Cais Criativo, Costa Nova

É o equipamento mais recente dos quatro, tendo inaugurado no Verão passado. Com uma localização sobre a duna, vista privilegiada para o mar e o uso da madeira em ligação com os tradicionais palheiros da região, é um projecto do gabinete de arquitectura ARX. Na lógica do 23 Milhas, este é um local pensado para uma programação sobretudo na Primavera e Verão, alturas em que a Costa Nova se enche de pessoas. Totalmente informal e maleável a várias utilizações e tem um lado lúdico que atrai um público jovem.

 

 

Ilustração à Vista e Rádio Faneca

No início de Maio será lançado um novo, e ambicioso, projecto do 23 Milhas: o Ilustração à Vista (a semana inaugural é de 3 a 7 e prolonga-se por perto de três meses). Inspirado na tradição secular de desenho na fábrica da Vista Alegre e dos seus operários pintores, vai-se espalhar por vários espaços, com exposições, oficinas de ilustração, cinema de animação (com uma extensão do Cinanima), novo circo, “jardins quase a transformar-se em ilustrações”. É um projecto que, acredita Luís Ferreira, tem condições para vir a crescer e a tornar-se uma referência nesta área.

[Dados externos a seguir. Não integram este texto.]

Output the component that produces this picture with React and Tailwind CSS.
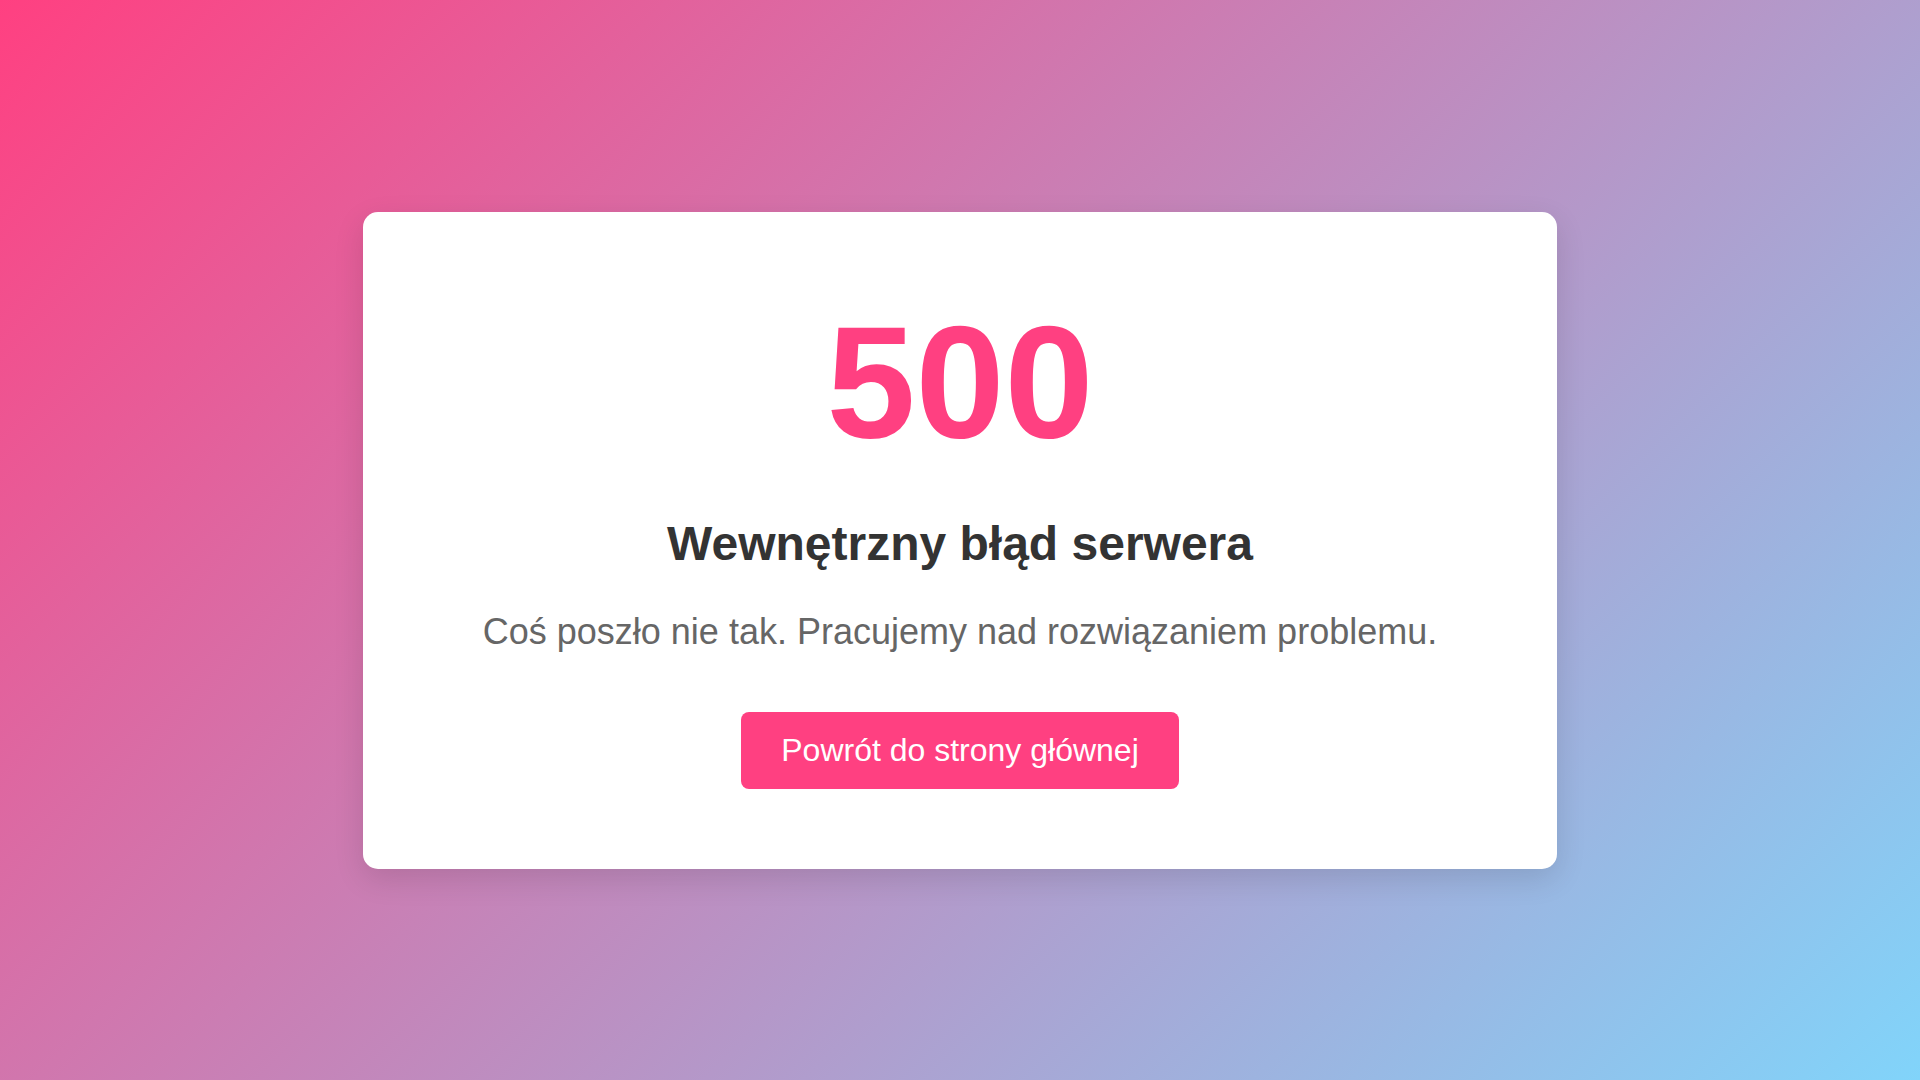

Em Junho – de 2 a 4 – regressa, na sua quinta edição, o festival Rádio Faneca. A comunidade do centro histórico de Ílhavo é desafiada a “sair da sua zona de conforto” e a juntar-se com artistas, que apresentam propostas diversas mas todas ligadas à história da cidade e, em particular, aos característicos becos, essas ruas estreitas onde a vizinhança é necessariamente próxima. As portas das casas abrem-se para pequenos concertos e no Jardim Henriqueta Maia revive-se o clássico Discos Pedidos na Rádio.